Dredging would begin the following week upon the arrival of a new discharge pipe line for the dredger that also had electric motors installed to replace steam engines from the 1919 season on the Cedar.
Overall, the dredging and related developed of graded parkland were expected to be completed by the following year (July 1, 1921), the Mower County Transcript-Republican wrote on April 5, 1920.
“By the time canoeing is at its best, this season followers of that sport will experience little, if any, difficulty with shallow shore lines and heavy water vegetation,” the Transcript wrote.
Other mammoth remnants found locally, across southern MN
Apparently, the mammoth tooth wasn’t the first of its kind found in “that section” of Mower County nor other parts of Mower and southern Minnesota.
Numerous newspaper reports from the early 1900s mentioned people finding mammoth fossils, including buried teeth and bones, across southern Minnesota.
An Austin farmer, John Galloway, also found a petrified tooth believed to be from a woolly mammoth on his farm where Austin’s Galloway Park and surrounding neighborhood is today.
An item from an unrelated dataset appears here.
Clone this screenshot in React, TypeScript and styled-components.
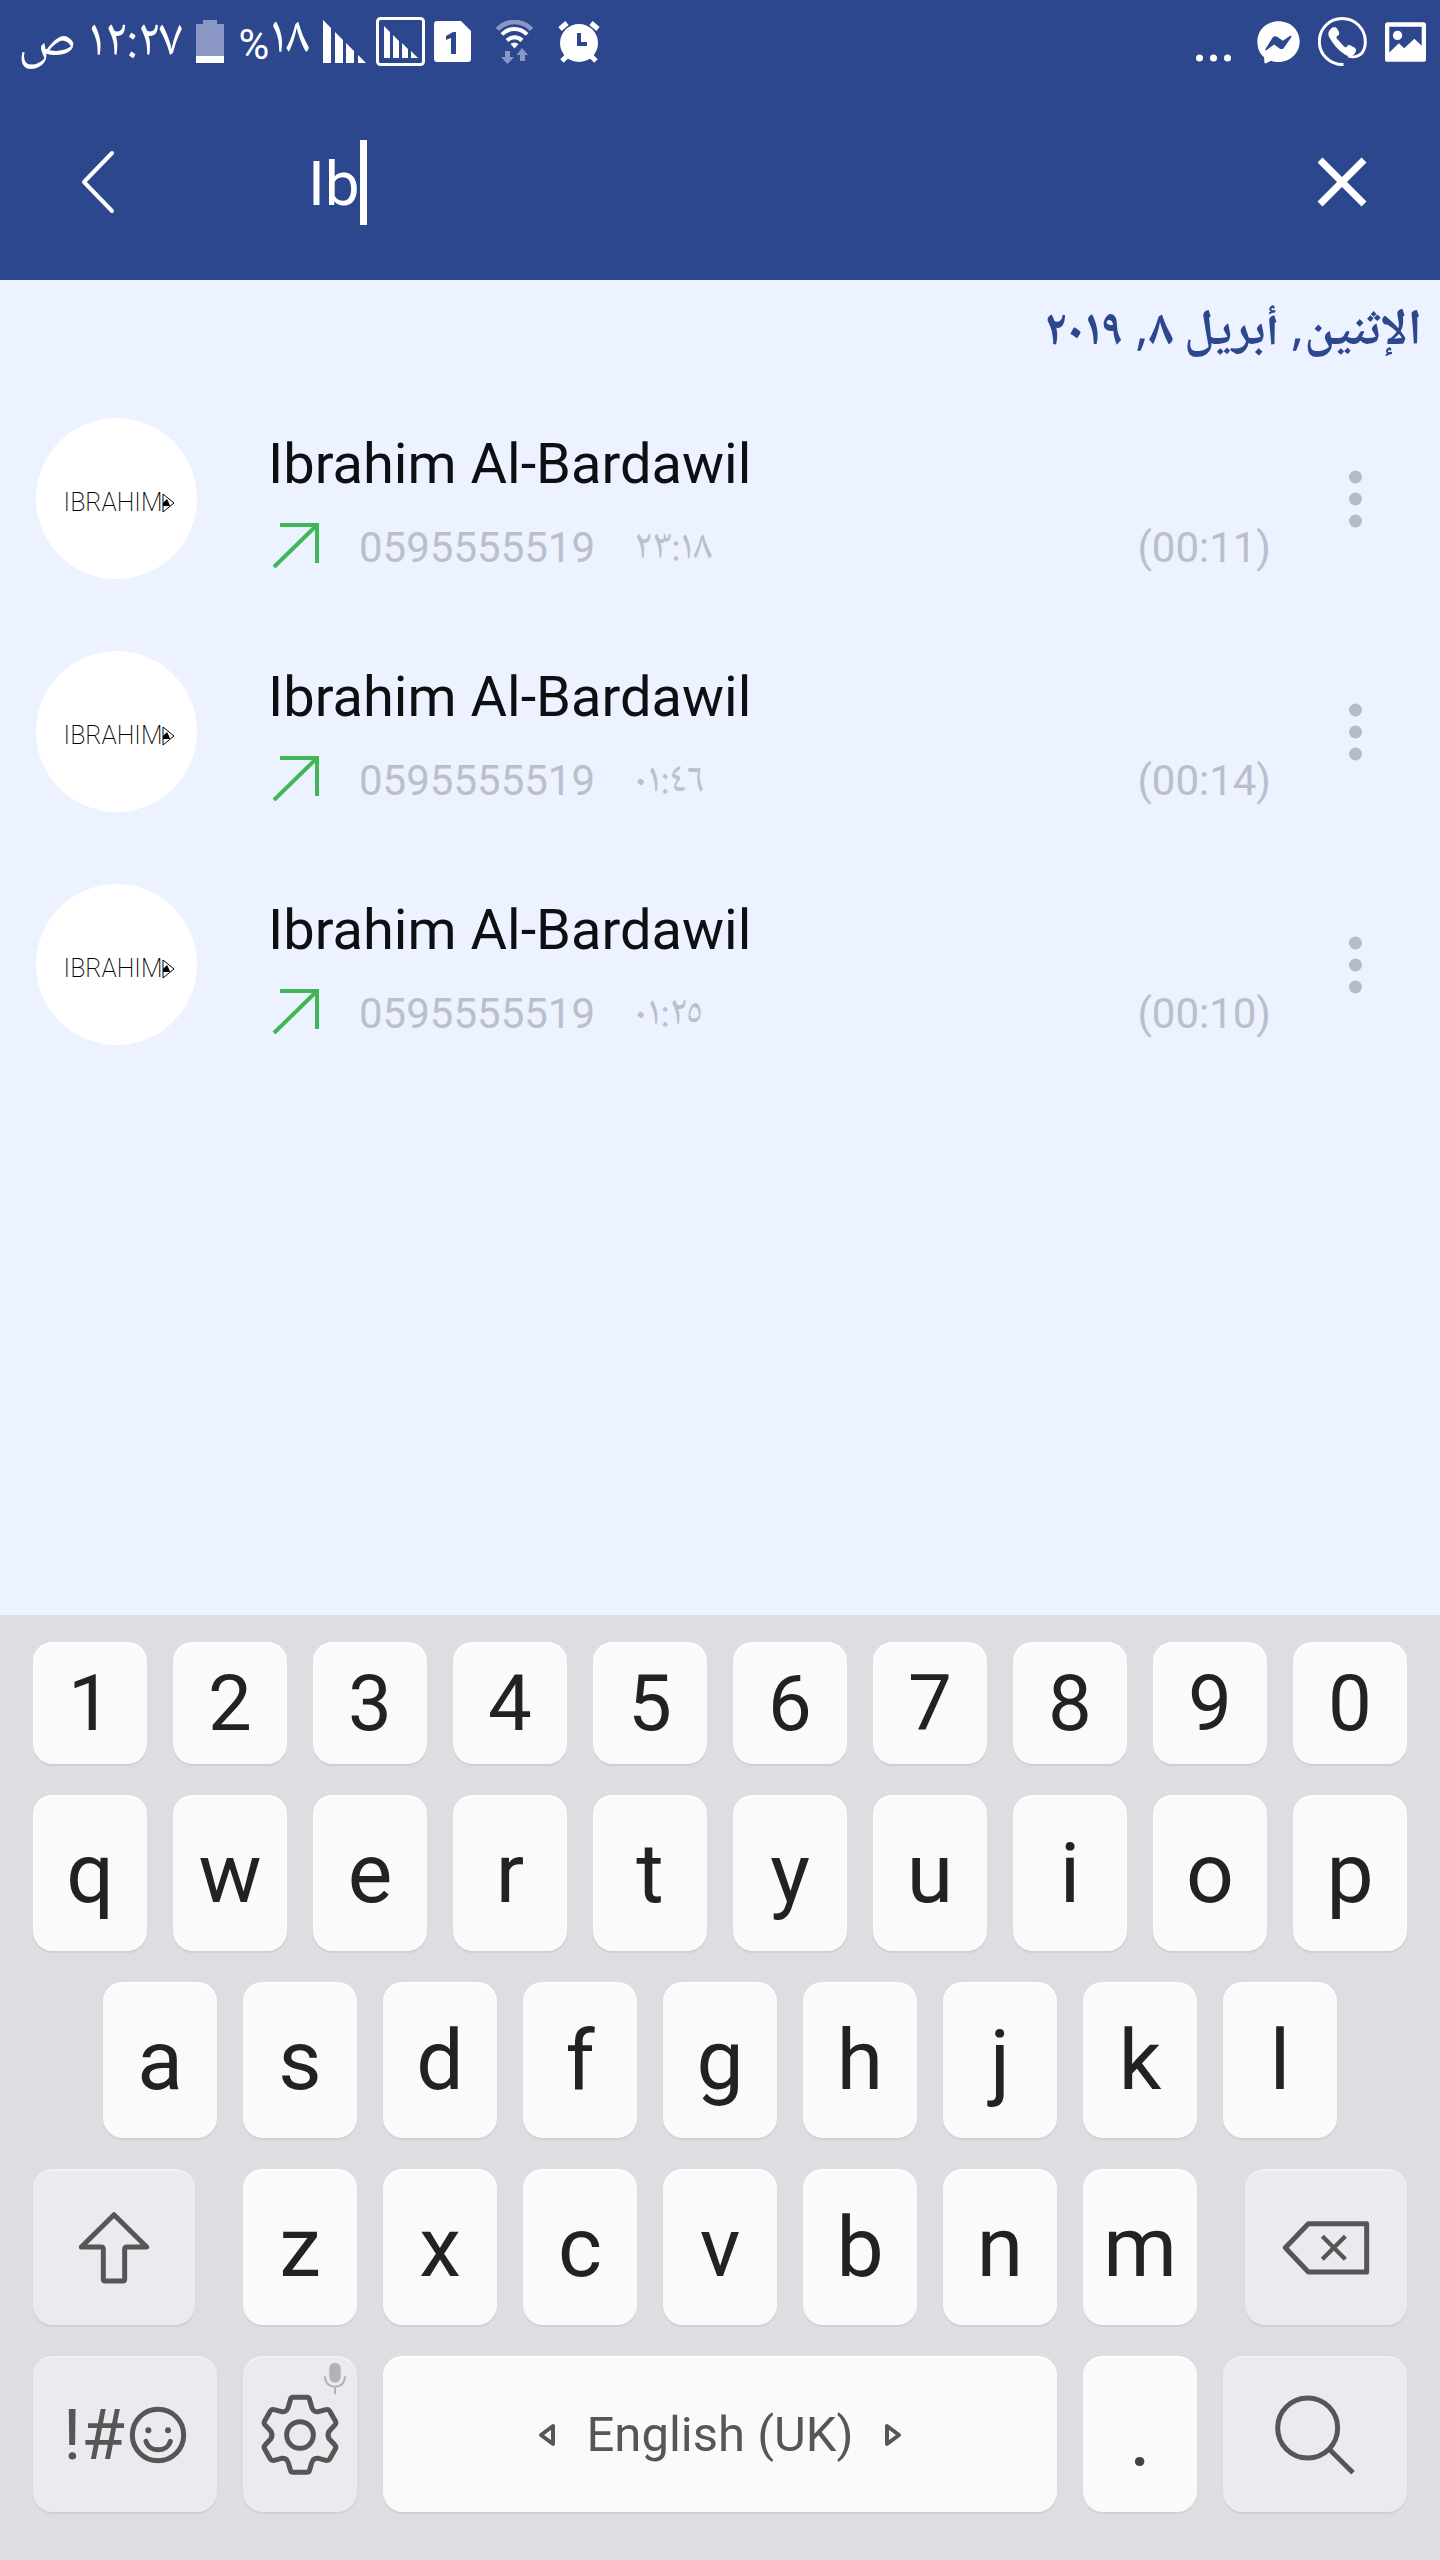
import React from "react";
import styled, { createGlobalStyle } from "styled-components";

const color = {
  brand: "#2d478f",
  page: "#ecf2ff",
  muted: "#bbbfcc",
  dots: "#b6bbc8",
  green: "#42b757",
  board: "#dddee2",
  key: "#fafafa",
  keyAlt: "#e9ebef",
  ink: "#222222",
  glyph: "#555656",
};

const latin = `Roboto, "Noto Naskh Arabic", "DejaVu Sans", sans-serif`;
const arabic = `"Noto Naskh Arabic UI", "Noto Naskh Arabic", "Noto Sans Arabic", "DejaVu Sans", sans-serif`;

const GlobalStyle = createGlobalStyle`
  *, *::before, *::after { box-sizing: border-box; }
  body { margin: 0; background: ${color.page}; font-family: ${latin}; }
  button { appearance: none; border: 0; padding: 0; margin: 0; background: none; font: inherit; color: inherit; cursor: pointer; }
  svg { display: block; flex: none; }
`;

const Screen = styled.div`
  min-height: 100vh;
  display: flex;
  flex-direction: column;
  background: ${color.page};
`;

const Header = styled.header`
  background: ${color.brand};
  color: #ffffff;
`;

const StatusBar = styled.div`
  height: 84px;
  padding: 0 14px 0 18px;
  display: flex;
  align-items: center;
  justify-content: space-between;
`;

const StatusGroup = styled.div<{ $gap: number }>`
  display: flex;
  align-items: center;
  gap: ${(p) => p.$gap}px;
`;

const StatusText = styled.span`
  font-family: ${arabic};
  font-size: 53px;
  line-height: 56px;
  white-space: nowrap;
`;

const Percent = styled.span`
  font-family: ${latin};
  font-size: 42px;
`;

const SearchBar = styled.form`
  height: 196px;
  padding: 0 71px;
  display: flex;
  align-items: center;
`;

const BarButton = styled.button`
  display: grid;
  place-items: center;
  width: 54px;
  height: 96px;
`;

const SearchField = styled.div`
  flex: 1;
  display: flex;
  align-items: center;
  margin-left: 183px;
`;

const SearchInput = styled.input`
  field-sizing: content;
  min-width: 0;
  max-width: 100%;
  border: 0;
  padding: 4px 0 0;
  outline: none;
  background: transparent;
  color: inherit;
  font-family: ${latin};
  font-size: 62px;
  line-height: 84px;
`;

const Caret = styled.span`
  width: 7px;
  height: 85px;
  background: #ffffff;
`;

const Main = styled.main`
  flex: 1;
`;

const DateHeading = styled.h2`
  margin: 0;
  padding: 18px 18px 0;
  height: 102px;
  color: ${color.brand};
  font-family: ${arabic};
  font-size: 50px;
  line-height: 68px;
  font-weight: 700;
`;

const CallList = styled.ul`
  list-style: none;
  margin: 0;
  padding: 0;
`;

const CallRow = styled.li`
  height: 233px;
  padding: 0 48px 0 36px;
  display: flex;
  align-items: center;
`;

const Avatar = styled.div`
  flex: none;
  display: flex;
  align-items: center;
  justify-content: center;
  width: 161px;
  height: 161px;
  padding: 8px 0 0 6px;
  border-radius: 50%;
  background: #ffffff;
  color: #000000;
  font-size: 25px;
  line-height: 32px;
  font-weight: 200;
`;

const CallBody = styled.div`
  flex: 1;
  padding-top: 7px;
  margin-left: 71px;
`;

const CallName = styled.h3`
  margin: 0 0 25px;
  color: #0e0f12;
  font-size: 56px;
  line-height: 66px;
  font-weight: 400;
`;

const CallMeta = styled.div`
  display: flex;
  align-items: center;
  color: ${color.muted};
  font-size: 42px;
  line-height: 50px;
`;

const DirectionMark = styled.span`
  padding: 0 0 6px 4px;
`;

const CallNumber = styled.span`
  margin: 0 39px;
`;

const CallTime = styled.time`
  font-family: ${arabic};
`;

const Duration = styled.span`
  margin-left: auto;
`;

const MoreButton = styled.button`
  display: grid;
  place-items: center;
  width: 74px;
  height: 96px;
  margin-left: 47px;
`;

const Keyboard = styled.section`
  display: flex;
  flex-direction: column;
  gap: 31px;
  padding: 27px 33px 48px;
  background: ${color.board};
`;

const KeyRow = styled.div<{ $columns: string; $gap?: number; $inset?: number }>`
  display: grid;
  grid-template-columns: ${(p) => p.$columns};
  column-gap: ${(p) => p.$gap ?? 26}px;
  padding: 0 ${(p) => p.$inset ?? 0}px;
`;

const Key = styled.button<{ $alt?: boolean; $short?: boolean }>`
  position: relative;
  display: flex;
  align-items: center;
  justify-content: center;
  min-width: 0;
  height: ${(p) => (p.$short ? 122 : 156)}px;
  padding-top: 2px;
  border-radius: 20px;
  background: ${(p) => (p.$alt ? color.keyAlt : color.key)};
  box-shadow: 0 2px 1px #cfd0d5, inset 0 2px 0 ${(p) => (p.$alt ? "#f0f1f5" : "#ffffff")};
  color: ${(p) => (p.$alt ? color.glyph : color.ink)};
  font-size: ${(p) => (p.$short ? 78 : 84)}px;
  line-height: 98px;
`;

const SpaceKey = styled(Key)`
  gap: 30px;
  color: ${color.glyph};
  font-size: 49px;
`;

const PeriodKey = styled(Key)`
  padding-top: 8px;
  color: #444444;
`;

const SymbolKey = styled(Key)`
  gap: 4px;
  font-size: 71px;
`;

const MicHint = styled.span`
  position: absolute;
  top: 6px;
  right: 10px;
`;

const SignalBars = () => (
  <svg width="44" height="44" viewBox="0 0 44 44" fill="#fff" aria-hidden="true">
    <path d="M0 0l8 8v35H0zM12 12l8 8v23h-8zM23 23l8 8v12h-8zM35 35l8 8h-8z" />
  </svg>
);

const BoxedSignal = () => (
  <svg width="49" height="50" viewBox="0 0 49 50" fill="#fff" aria-hidden="true">
    <rect x="1.5" y="1.5" width="46" height="46" rx="3" fill="none" stroke="#fff" strokeWidth="3" />
    <path d="M8 9l6 6v26H8zM17 18l6 6v17h-6zM26 26l6 6v9h-6zM35 34l7 7h-7z" />
  </svg>
);

const Battery = () => (
  <svg width="28" height="44" viewBox="0 0 28 44" aria-hidden="true">
    <path d="M7 0h14v4h7v32H0V4h7z" fill="#8a97c4" />
    <path d="M0 36h28v7H0z" fill="#fff" />
  </svg>
);

const SimOne = () => (
  <svg width="37" height="42" viewBox="0 0 37 42" aria-hidden="true">
    <path d="M3 0h24l10 10v28a3 3 0 0 1-3 3H3a3 3 0 0 1-3-3V3a3 3 0 0 1 3-3z" fill="#fff" />
    <path d="M12 15l7-4h3v22h-5V17l-5 2z" fill={color.brand} />
  </svg>
);

const Wifi = () => (
  <svg width="37" height="44" viewBox="0 0 37 44" fill="none" aria-hidden="true">
    <path d="M1.5 9.500a23 23 0 0 1 34 0" stroke="#8a97c4" strokeWidth="4.500" />
    <path d="M6 14.500a17 17 0 0 1 25 0M11 20.500a10.500 10.500 0 0 1 15 0" stroke="#fff" strokeWidth="4" />
    <path d="M18.500 28.500l-4-4.500a6 6 0 0 1 8 0z" fill="#fff" />
    <path d="M9 31h5v6h4l-6.500 7-6.500-7h4zM24 41h5v-6h3l-6-7-5.500 7h3.500z" fill="#8a97c4" />
  </svg>
);

const Alarm = () => (
  <svg width="42" height="42" viewBox="0 0 42 42" aria-hidden="true">
    <circle cx="21" cy="22" r="19" fill="#fff" />
    <path d="M2 8l7-6M33 2l7 6M4 40l6-6M38 40l-6-6" stroke="#fff" strokeWidth="5" />
    <path d="M21 12v11h8" fill="none" stroke={color.brand} strokeWidth="4" />
  </svg>
);

const Ellipsis = () => (
  <svg width="36" height="44" viewBox="0 0 36 44" fill="#fff" aria-hidden="true">
    <circle cx="3.500" cy="38" r="3.500" />
    <circle cx="17.500" cy="38" r="3.500" />
    <circle cx="31.500" cy="38" r="3.500" />
  </svg>
);

const Messenger = () => (
  <svg width="43" height="43" viewBox="295 65 128 128" aria-hidden="true">
    <path d="M359 66c36 0 63 26 63 60s-27 61-63 61c-8 0-15-1-22-4l-15 8c-3 1-5 0-5-3l-1-15c-13-11-20-27-20-47 0-34 27-60 63-60z" fill="#fff" />
    <path d="M320 149l21-34c3-5 9-6 14-3l17 12 21-14c3-2 6 0 4 3l-21 31c-3 5-9 6-14 3l-16-12-22 16c-3 2-6 1-4-2z" fill={color.brand} />
  </svg>
);

const PhoneCall = () => (
  <svg width="49" height="50" viewBox="474 53 148 150" aria-hidden="true">
    <path d="M551 196C511 197 478 166 478 127S508 57 547 57s70 31 70 70-27 52-52 43" fill="none" stroke="#fff" strokeWidth="9" />
    <path d="M513 88c6-6 14-6 19 0l5 9c3 6 1 10-5 13-3 2-3 5 0 9l20 22c4 4 6 4 9 1 3-5 8-6 13-3l11 6c6 4 4 13-1 19-9 9-20 8-30 1-20-14-35-31-45-50-6-10-4-20 4-27z" fill="#fff" />
  </svg>
);

const Picture = () => (
  <svg width="41" height="40" viewBox="674 66 124 120" aria-hidden="true">
    <path fillRule="evenodd" d="M682 66h108a8 8 0 0 1 8 8v104a8 8 0 0 1-8 8H682a8 8 0 0 1-8-8V74a8 8 0 0 1 8-8zm5 14v78l29-28 16 15 31-29 22 21V80z" fill="#fff" />
    <circle cx="712" cy="106" r="14" fill="#fff" />
  </svg>
);

const BackIcon = () => (
  <svg width="34" height="64" viewBox="0 0 34 64" fill="none" stroke="#fff" strokeWidth="4" strokeLinecap="round" strokeLinejoin="round" aria-hidden="true">
    <path d="M31 3L3 32l28 29" />
  </svg>
);

const ClearIcon = () => (
  <svg width="50" height="50" viewBox="0 0 50 50" stroke="#fff" strokeWidth="7" aria-hidden="true">
    <path d="M3 3l44 44M47 3L3 47" />
  </svg>
);

const Triangle = () => (
  <svg width="13" height="20" viewBox="0 0 13 20" aria-hidden="true">
    <path d="M1 1l11 9L1 19z" fill="none" stroke="#000" />
    <path d="M1 10l4-4 2 4 1 3H1z" />
  </svg>
);

const OutgoingIcon = () => (
  <svg width="48" height="46" viewBox="0 0 48 46" fill="none" stroke={color.green} strokeWidth="4" role="img" aria-label="Outgoing call">
    <path d="M8 3h37v38M45 3L2 45" />
  </svg>
);

const MoreIcon = () => (
  <svg width="13" height="58" viewBox="0 0 13 58" fill={color.dots} aria-hidden="true">
    <circle cx="6.500" cy="7" r="6.500" />
    <circle cx="6.500" cy="29" r="6.500" />
    <circle cx="6.500" cy="51" r="6.500" />
  </svg>
);

const glyphStroke = {
  fill: "none",
  stroke: color.glyph,
  strokeWidth: 15,
  strokeLinejoin: "round" as const,
  "aria-hidden": true,
};

const ShiftIcon = () => (
  <svg width="72" height="74" viewBox="234 212 216 222" {...glyphStroke}>
    <path d="M342 223L440 320H381Q374 320 374 327V416Q374 422 368 422H316Q310 422 310 416V327Q310 320 303 320H244Z" />
  </svg>
);

const BackspaceIcon = () => (
  <svg width="88" height="56" viewBox="966 239 264 168" {...glyphStroke}>
    <path d="M1045 250H1220V395H1045L976 322Z" />
    <path d="M1087 288l69 69M1156 288l-69 69" strokeWidth="13" />
  </svg>
);

const SmileyIcon = () => (
  <svg width="58" height="58" viewBox="381 796 174 174" {...glyphStroke}>
    <circle cx="468" cy="883" r="77" />
    <circle cx="439" cy="869" r="9" fill={color.glyph} stroke="none" />
    <circle cx="498" cy="869" r="9" fill={color.glyph} stroke="none" />
    <path d="M432 902c10 34 63 34 73 0" strokeLinecap="round" />
  </svg>
);

const GearIcon = () => (
  <svg width="80" height="82" viewBox="780 761 240 246" {...glyphStroke}>
    <path d="M880 771H920Q928 771 929 779L935 800Q939 816 955 814L978 808Q986 806 989 812L1006 842Q1010 849 1004 855L988 872Q980 884 988 896L1004 913Q1010 919 1006 926L989 956Q986 962 978 960L955 954Q939 952 935 968L929 988Q928 996 920 996H880Q872 996 871 988L865 968Q861 952 845 954L822 960Q814 962 811 956L794 926Q790 919 796 913L812 896Q820 884 812 872L796 855Q790 849 794 842L811 812Q814 806 822 808L845 814Q861 816 865 800L871 779Q872 771 880 771Z" />
    <circle cx="900" cy="884" r="40" />
  </svg>
);

const MicIcon = () => (
  <svg width="24" height="33" viewBox="969 665 72 99" fill="none" stroke="#b1b2b5" aria-hidden="true">
    <rect x="988" y="667" width="34" height="60" rx="17" fill="#b1b2b5" stroke="none" />
    <path d="M975 708c0 42 60 42 60 0M1005 740v22" strokeWidth="6" />
  </svg>
);

const SearchIcon = () => (
  <svg width="82" height="80" viewBox="942 763 246 240" {...glyphStroke}>
    <circle cx="1043" cy="862" r="90" />
    <path d="M1108 926l71 70" />
  </svg>
);

const HintArrow = ({ right }: { right?: boolean }) => (
  <svg width="18" height="24" viewBox="0 0 18 24" fill="none" stroke={color.glyph} strokeWidth="4" strokeLinejoin="round" aria-hidden="true">
    <path d={right ? "M3 3v18L15 12z" : "M15 3v18L3 12z"} />
  </svg>
);

const calls = [
  { time: "٢٣:١٨", duration: "(00:11)" },
  { time: "٠١:٤٦", duration: "(00:14)" },
  { time: "٠١:٢٥", duration: "(00:10)" },
];

const letterKeys = (letters: string) =>
  letters.split("").map((letter) => (
    <Key key={letter} type="button">
      {letter}
    </Key>
  ));

export default function App() {
  return (
    <Screen>
      <GlobalStyle />
      <Header>
        <StatusBar>
          <StatusGroup $gap={25}>
            <StatusGroup $gap={14}>
              <StatusText dir="rtl">١٢:٢٧ ص</StatusText>
              <Battery />
              <StatusText dir="rtl">
                ١٨<Percent>%</Percent>
              </StatusText>
              <StatusGroup $gap={9}>
                <SignalBars />
                <BoxedSignal />
                <SimOne />
              </StatusGroup>
            </StatusGroup>
            <Wifi />
            <Alarm />
          </StatusGroup>
          <StatusGroup $gap={25}>
            <Ellipsis />
            <StatusGroup $gap={18}>
              <Messenger />
              <PhoneCall />
              <Picture />
            </StatusGroup>
          </StatusGroup>
        </StatusBar>
        <SearchBar onSubmit={(e) => e.preventDefault()}>
          <BarButton type="button" aria-label="Back">
            <BackIcon />
          </BarButton>
          <SearchField>
            <SearchInput type="text" aria-label="Search calls" defaultValue="Ib" size={2} />
            <Caret />
          </SearchField>
          <BarButton type="reset" aria-label="Clear search">
            <ClearIcon />
          </BarButton>
        </SearchBar>
      </Header>
      <Main>
        <DateHeading dir="rtl">الإثنين, أبريل ٨, ٢٠١٩</DateHeading>
        <CallList>
          {calls.map((call) => (
            <CallRow key={call.time}>
              <Avatar>
                IBRAHIM
                <Triangle />
              </Avatar>
              <CallBody>
                <CallName>Ibrahim Al-Bardawil</CallName>
                <CallMeta>
                  <DirectionMark>
                    <OutgoingIcon />
                  </DirectionMark>
                  <CallNumber>0595555519</CallNumber>
                  <CallTime>{call.time}</CallTime>
                  <Duration>{call.duration}</Duration>
                </CallMeta>
              </CallBody>
              <MoreButton type="button" aria-label="More options">
                <MoreIcon />
              </MoreButton>
            </CallRow>
          ))}
        </CallList>
      </Main>
      <Keyboard aria-label="Keyboard">
        <KeyRow $columns="repeat(10, 1fr)">
          {"1234567890".split("").map((digit) => (
            <Key key={digit} type="button" $short>
              {digit}
            </Key>
          ))}
        </KeyRow>
        <KeyRow $columns="repeat(10, 1fr)">{letterKeys("qwertyuiop")}</KeyRow>
        <KeyRow $columns="repeat(9, 1fr)" $inset={70}>
          {letterKeys("asdfghjkl")}
        </KeyRow>
        <KeyRow $columns="162fr 954fr 162fr" $gap={48}>
          <Key type="button" $alt aria-label="Shift">
            <ShiftIcon />
          </Key>
          <KeyRow $columns="repeat(7, 1fr)">{letterKeys("zxcvbnm")}</KeyRow>
          <Key type="button" $alt aria-label="Backspace">
            <BackspaceIcon />
          </Key>
        </KeyRow>
        <KeyRow $columns="184fr 114fr 674fr 114fr 184fr">
          <SymbolKey type="button" $alt>
            <span>!#</span>
            <SmileyIcon />
          </SymbolKey>
          <Key type="button" $alt aria-label="Keyboard settings">
            <GearIcon />
            <MicHint>
              <MicIcon />
            </MicHint>
          </Key>
          <SpaceKey type="button">
            <HintArrow />
            English (UK)
            <HintArrow right />
          </SpaceKey>
          <PeriodKey type="button">.</PeriodKey>
          <Key type="button" $alt aria-label="Search">
            <SearchIcon />
          </Key>
        </KeyRow>
      </Keyboard>
    </Screen>
  );
}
His son brought it to California in 1937 and it was returned by one of his children in 2011 to the University of Minnesota’s Bell Museum of Natural History.
In summer 1924, a dredge working in the swamp area of Turtle Creek west of Moscow in neighboring Freeborn County discovered bones of a prehistoric elephant about 15 feet deep in clay. It was believed to be a Columbian mammoth, according to the Austin Daily Herald on July 24, 1924.
Dramatic description
By September 1920, the Rochester Daily Post & Record wrote on the mammoth tooth discovery in Austin.
They did not shy away from dramatic descriptions.
“Away back down the centuries, before time began, before man appeared on the earth, a great monster came into what is now the Horace Austin State Park at Austin, Minn., and laid himself down and died or perhaps met his death in mortal combat with some creature more terrible than he was,” wrote the Post on sept. 23 1920.
The article described the ages rolling by “centuries following centuries and thousands of years passed.” Native Americans hunted beaver and mink in the river and then European settlers moved in around 1855, including a party of eight families. One of them was led by settler Abe Watkins who camped near the present-day Wells Fargo Bank in Austin, which once was the long-time site of the Fox Hotel.
“Mr. Watkins says at that time the site of the Horace Austin State Park was a great swamp of wild rice, a home of the wild waterfowl. Down below the sedge and the rice slope the monster of the niocene age.”
The suction pipe of the dredge “that is making a beauitufl state park of that part of Austin” worked its way down 20 feet into sand and “out of the exit pipe came a fossil tooth that weighed seven pounds and nine ounces.”
Then came a half of a tooth of the monster of the past.
“Harmless teeth now but solid as in the days when the ground food of the ponderous animal whose foot fall would shake the earth,” the Post wrote.
Analyzing the broken tooth, the writer wondered if the tooth was broken from a “fatal, titanic contest or did an abscess form at the base of the tooth.”